Jonah Goldberg uses an entry at National Review Online’s blog “The Corner” to remind us how the terms “conservative” and “liberal” interact depending on the context.

As part of its 175th-anniversary celebration, The Economist has a very interesting, and mostly very good, essay in defense of liberalism (the kind The Economist was founded to promote and defend). In it they write: …

… “True liberals contend that societies can change gradually for the better and from the bottom up. They differ from revolutionaries because they reject the idea that individuals should be coerced into accepting someone else’s beliefs.
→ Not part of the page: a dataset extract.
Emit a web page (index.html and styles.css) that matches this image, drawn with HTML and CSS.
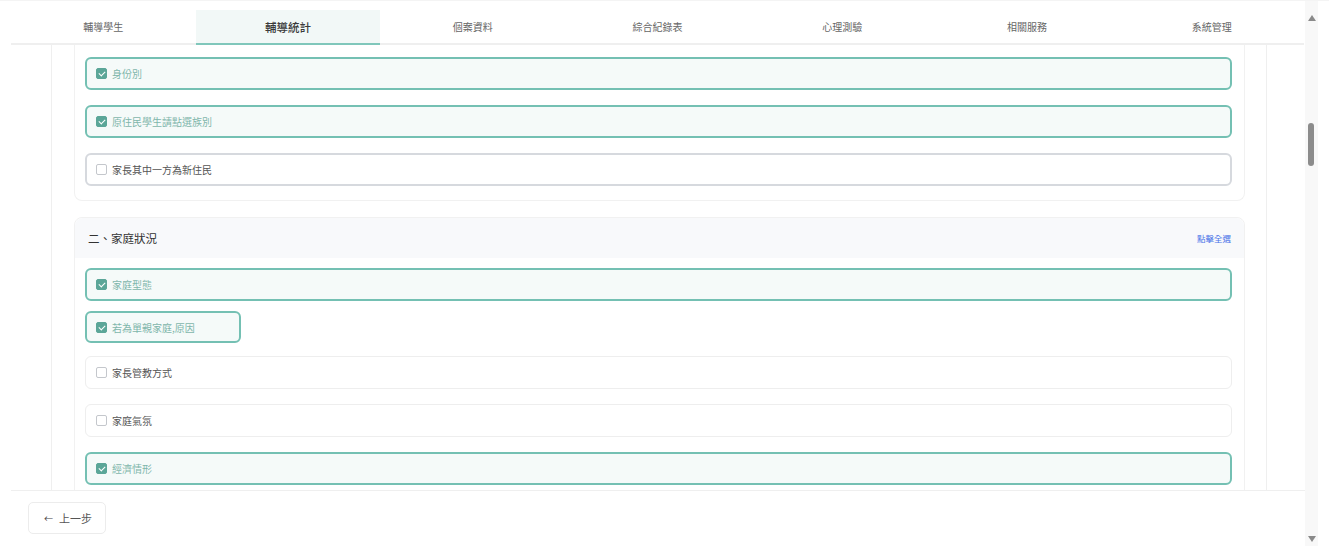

They differ from conservatives because they assert that aristocracy and hierarchy, indeed all concentrations of power, tend to become sources of oppression.” …

… [W]hen The Economist says that liberals differ from conservatives because liberals “assert that aristocracy and hierarchy, indeed all concentrations of power, tend to become sources of oppression,” I feel like saying, “You talkin’ to me?” because I agree with that entirely. …

… My point was that if you consider the bedrock principles of liberalism — that we are all equal in the eyes of God and government, that we have inalienable rights, that government derives its authority from the consent of the governed, etc. — then any movement away from those principles is not progress forward but retreat backward. …

… In America, this fundamentally liberal view is also fundamentally conservative. The liberalism of Hayek and The Economist is not fundamentally at odds with the conservatism of Burke or Coolidge, both advocates of reform. It nonetheless leaves ample room for all sorts of arguments about what the government can or cannot do to improve peoples lives and what the proper role for religion should be.